If we fundamentally learned through play, perhaps this is the best way to present counseling. As a form of play.

The more I thought about this, the more it made sense to me. To have a space for an individual to explore all aspects of their life, but playfully. By playfully, I do not mean fun (like a game of tennis). But like seeing a movie or theatrical play. We go there to be immersed in the experience, to feel it. We sometimes cry, sometimes laugh, sometimes we feel affection. But we go to these places under the guise of entertainment.

Why couldn’t counseling be presented like this? There are similarities between the two, except that in counseling you are the center of attention, not someone else.

For the “perfectly OK” individual, I could see this as being something exciting. A way of personal and emotional exploration, which becomes profoundly beneficial to their lives. Given most of us spend very little time focused on emotional exploration, (compared to intellectual exploration, i.e. school) the potential for improvement is immense. From understanding difficult relationships/experiences to enhancing great ones (yes, counseling can even improve your sex life, too. Sex is at heart, one of the deepest forms of emotional communication, the very thing counseling helps with).

In our culture, we are happy to spend copious amounts of cash on the gym, social club and T.V. subscriptions.
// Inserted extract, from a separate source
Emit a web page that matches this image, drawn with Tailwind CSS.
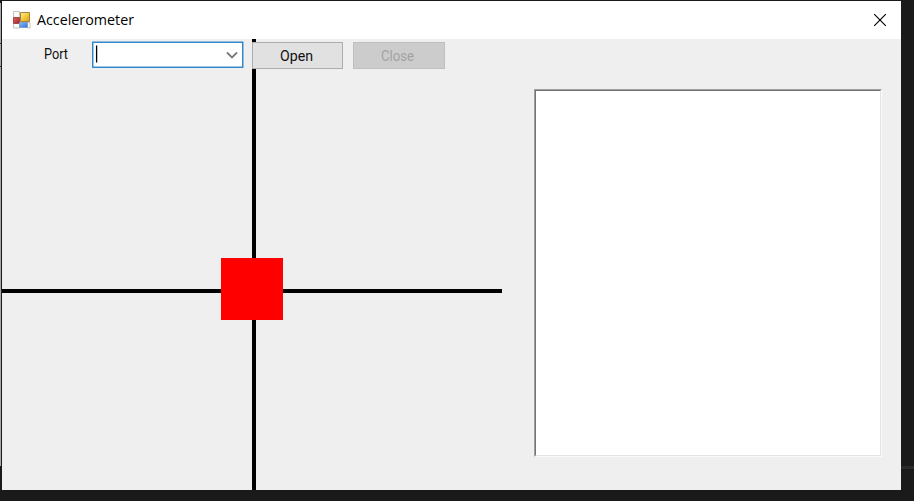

Half of the population is willing to spend thousands upon thousands of dollars on an intellectual education. Because our culture promotes that education — we have a crude way of quantifying our intellectual education through certificates and degrees. There is no such system for an emotional education. Personally, I want to write on my C.V. the hundreds of counseling sessions I have been to. It shows I have spent time examining my own psychology. The benefits of this I shall write in a future post.

An hour session with a counselor costs around 50 pounds in the UK. This is the same as most monthly gym memberships. For the individuals able to afford a gym membership, why not see a counselor once a month? Granted, ideally this would be once a week, but I have known those who do go to a counselor once a month and benefit from it. The process takes a little longer is all.

I do understand counseling is perceived as quite expensive, if solely seen as a treatment. In most countries, physical health provision is free. However, I wish to point out going to counseling is more like going to the gym. A treatment is something that is done to you. You take a painkiller, for instance, and the drug does the work. The only action required is swallowing the painkiller. Gym work requires a different mode of action to see benefits. You, as the individual, are required to do some work (or, like the title suggests, play). Going to counseling is like going to the gym, not taking a pill. It is only after some time has passed do the major benefits really kick in.

I want to present what counseling could be to the “average” person. A way to not feeling average. A way to thrive. It is through counseling we can understand ourselves better. It makes it easier to live a meaningful life. If it is possible for someone to pull themselves out of anxiety and depression through the power of an education, imagine what an average person could do with it.